Consider the following problem. A data frame has a column of timestamps that we will represent as integers (we cannot necessarily use date time for this problem, so we will stick with integers). Another data frame has a column of timestamps which are matched to the first data frame, but there was some error in the measurements, meaning that measurements from the first data frame have +5 or -5 added to them in the second data frame.
We want to match up the timestamps, and if we cannot do this because it is ambiguous, we should put nan
.
df1 = pd.DataFrame.from_dict({"time1" : [1,2,3,4]})
df2 = pd.DataFrame.from_dict({"time2" : [1.2,4.3,2.3,7.9,2.9, 3.9]})

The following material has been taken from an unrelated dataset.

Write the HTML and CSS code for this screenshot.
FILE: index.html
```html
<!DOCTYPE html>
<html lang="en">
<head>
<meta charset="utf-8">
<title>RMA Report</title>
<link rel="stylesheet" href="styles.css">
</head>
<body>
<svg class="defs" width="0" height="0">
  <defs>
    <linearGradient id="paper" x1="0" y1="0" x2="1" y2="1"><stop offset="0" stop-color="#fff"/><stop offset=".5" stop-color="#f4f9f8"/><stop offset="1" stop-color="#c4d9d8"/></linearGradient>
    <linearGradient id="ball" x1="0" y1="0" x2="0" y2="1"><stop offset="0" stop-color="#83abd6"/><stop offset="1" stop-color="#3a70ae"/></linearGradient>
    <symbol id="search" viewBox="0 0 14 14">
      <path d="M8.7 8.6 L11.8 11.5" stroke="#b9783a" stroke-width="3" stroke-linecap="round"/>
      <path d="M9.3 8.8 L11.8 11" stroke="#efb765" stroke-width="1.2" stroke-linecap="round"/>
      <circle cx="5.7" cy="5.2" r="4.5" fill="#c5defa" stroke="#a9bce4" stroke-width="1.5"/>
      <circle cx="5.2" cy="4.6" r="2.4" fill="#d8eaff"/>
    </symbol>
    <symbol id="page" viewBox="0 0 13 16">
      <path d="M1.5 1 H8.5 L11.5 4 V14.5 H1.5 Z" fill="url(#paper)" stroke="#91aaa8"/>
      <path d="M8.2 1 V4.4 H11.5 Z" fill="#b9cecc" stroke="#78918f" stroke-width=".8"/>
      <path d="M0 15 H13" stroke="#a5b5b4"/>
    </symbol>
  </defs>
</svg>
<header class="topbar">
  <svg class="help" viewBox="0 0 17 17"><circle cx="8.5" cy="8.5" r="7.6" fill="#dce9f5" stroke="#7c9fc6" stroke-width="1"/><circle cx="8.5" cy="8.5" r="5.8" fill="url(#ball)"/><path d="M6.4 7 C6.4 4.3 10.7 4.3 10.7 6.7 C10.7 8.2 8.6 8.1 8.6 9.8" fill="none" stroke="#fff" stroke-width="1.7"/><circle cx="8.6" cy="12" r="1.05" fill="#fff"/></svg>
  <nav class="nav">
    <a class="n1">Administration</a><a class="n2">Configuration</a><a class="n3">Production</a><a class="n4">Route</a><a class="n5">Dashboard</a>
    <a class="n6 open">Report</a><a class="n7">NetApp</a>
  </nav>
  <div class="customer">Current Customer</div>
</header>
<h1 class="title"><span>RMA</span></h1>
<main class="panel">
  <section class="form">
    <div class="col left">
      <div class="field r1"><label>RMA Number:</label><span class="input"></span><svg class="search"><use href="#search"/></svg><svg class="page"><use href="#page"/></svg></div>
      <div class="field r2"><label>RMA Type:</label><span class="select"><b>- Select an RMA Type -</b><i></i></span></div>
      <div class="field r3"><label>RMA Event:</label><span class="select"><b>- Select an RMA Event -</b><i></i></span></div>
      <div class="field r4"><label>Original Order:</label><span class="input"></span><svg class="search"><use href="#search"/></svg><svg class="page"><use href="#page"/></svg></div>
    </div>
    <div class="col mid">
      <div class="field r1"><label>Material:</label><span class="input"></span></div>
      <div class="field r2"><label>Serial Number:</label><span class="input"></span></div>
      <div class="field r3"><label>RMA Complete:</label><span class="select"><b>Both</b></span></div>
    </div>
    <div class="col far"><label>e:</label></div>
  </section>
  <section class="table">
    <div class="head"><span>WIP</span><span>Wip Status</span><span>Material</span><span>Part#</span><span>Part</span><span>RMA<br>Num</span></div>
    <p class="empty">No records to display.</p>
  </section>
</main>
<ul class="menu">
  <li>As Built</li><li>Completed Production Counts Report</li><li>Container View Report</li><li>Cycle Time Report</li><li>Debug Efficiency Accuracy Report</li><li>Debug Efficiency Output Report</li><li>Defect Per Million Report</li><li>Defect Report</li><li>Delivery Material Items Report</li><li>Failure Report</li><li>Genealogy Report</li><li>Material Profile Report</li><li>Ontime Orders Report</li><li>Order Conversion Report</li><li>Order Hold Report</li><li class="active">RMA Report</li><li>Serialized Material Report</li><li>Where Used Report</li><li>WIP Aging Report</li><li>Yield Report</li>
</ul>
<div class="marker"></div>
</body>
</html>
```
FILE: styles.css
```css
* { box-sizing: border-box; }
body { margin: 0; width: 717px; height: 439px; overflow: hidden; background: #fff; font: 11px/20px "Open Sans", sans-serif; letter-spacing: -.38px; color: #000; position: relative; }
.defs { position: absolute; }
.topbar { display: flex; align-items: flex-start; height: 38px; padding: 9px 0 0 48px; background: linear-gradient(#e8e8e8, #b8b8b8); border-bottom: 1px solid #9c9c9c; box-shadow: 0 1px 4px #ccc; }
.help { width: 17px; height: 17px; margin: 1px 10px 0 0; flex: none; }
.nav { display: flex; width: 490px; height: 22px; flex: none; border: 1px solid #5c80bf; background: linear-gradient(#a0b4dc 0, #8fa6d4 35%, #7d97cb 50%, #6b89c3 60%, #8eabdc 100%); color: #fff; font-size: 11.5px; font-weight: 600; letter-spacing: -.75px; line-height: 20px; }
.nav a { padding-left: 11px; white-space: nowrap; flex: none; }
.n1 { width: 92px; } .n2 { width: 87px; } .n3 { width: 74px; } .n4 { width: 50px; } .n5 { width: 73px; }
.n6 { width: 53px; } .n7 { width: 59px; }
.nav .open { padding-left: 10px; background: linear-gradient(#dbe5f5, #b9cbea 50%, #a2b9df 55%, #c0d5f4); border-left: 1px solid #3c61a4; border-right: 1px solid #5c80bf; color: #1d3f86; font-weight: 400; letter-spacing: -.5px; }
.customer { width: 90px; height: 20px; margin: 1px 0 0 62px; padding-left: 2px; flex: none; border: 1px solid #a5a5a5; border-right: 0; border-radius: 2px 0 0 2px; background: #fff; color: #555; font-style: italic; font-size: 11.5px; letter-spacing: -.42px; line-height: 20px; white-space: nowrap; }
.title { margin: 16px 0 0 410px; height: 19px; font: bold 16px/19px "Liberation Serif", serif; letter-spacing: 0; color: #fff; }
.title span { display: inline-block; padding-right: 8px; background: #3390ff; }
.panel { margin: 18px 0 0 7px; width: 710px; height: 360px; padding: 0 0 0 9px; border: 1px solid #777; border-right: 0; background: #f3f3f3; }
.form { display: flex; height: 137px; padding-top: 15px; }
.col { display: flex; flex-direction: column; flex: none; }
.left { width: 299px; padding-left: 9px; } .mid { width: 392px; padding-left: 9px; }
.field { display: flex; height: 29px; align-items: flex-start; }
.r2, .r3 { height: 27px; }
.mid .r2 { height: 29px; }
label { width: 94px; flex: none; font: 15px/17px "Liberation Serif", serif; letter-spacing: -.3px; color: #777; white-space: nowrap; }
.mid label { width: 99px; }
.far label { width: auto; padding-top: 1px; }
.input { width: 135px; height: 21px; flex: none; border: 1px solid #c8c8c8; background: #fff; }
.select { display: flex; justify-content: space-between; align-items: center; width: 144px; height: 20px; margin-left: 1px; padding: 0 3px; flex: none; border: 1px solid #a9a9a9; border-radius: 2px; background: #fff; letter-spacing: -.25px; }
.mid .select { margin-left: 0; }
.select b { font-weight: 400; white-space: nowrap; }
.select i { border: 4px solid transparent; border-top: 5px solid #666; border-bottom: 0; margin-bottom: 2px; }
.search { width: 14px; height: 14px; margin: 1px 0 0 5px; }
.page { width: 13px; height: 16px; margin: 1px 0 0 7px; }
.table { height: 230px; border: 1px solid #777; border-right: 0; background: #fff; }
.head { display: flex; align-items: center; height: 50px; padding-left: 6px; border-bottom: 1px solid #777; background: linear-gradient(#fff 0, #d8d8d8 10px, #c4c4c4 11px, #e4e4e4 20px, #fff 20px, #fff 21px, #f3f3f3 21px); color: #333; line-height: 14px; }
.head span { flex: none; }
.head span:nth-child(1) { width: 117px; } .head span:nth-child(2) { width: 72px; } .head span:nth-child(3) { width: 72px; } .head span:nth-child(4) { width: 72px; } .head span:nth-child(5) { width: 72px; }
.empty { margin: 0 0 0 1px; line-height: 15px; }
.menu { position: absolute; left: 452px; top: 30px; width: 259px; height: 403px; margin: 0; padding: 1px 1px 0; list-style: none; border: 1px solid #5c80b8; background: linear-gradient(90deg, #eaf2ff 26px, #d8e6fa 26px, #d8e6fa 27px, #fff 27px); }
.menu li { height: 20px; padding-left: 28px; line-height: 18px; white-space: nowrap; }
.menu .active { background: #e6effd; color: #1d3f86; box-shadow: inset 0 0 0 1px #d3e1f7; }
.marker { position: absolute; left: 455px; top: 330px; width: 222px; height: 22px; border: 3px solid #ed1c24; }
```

df3 = pd.DataFrame.from_dict({"time1" : [1,2,3,4], "time2" : [1.2, 2.3, 2.9, np.nan]})
Here df1
is the exactly measured data frame, df2
contains measurements with noise errors of +-0.5, and df3
is my desired output. Note that it is ambiguous as to the timestamp in df2
that 4
should match to (it could be 3.9
or 4.3
, we cannot tell which), so there should be np.nan
in that column.
Please note crucially that df2
might have more measurements than df1
does.
I have currently tried using a standard .apply
statement with a lambda function. This takes a timestamp in df1
, and then it brute force searches for a timestamp in df2
which is at most +-0.5 away from the timestamp in df1
. This works, but it is not fast enough for the amount of measurements I have in the experiment I'm working with. I need the most efficient solution possible.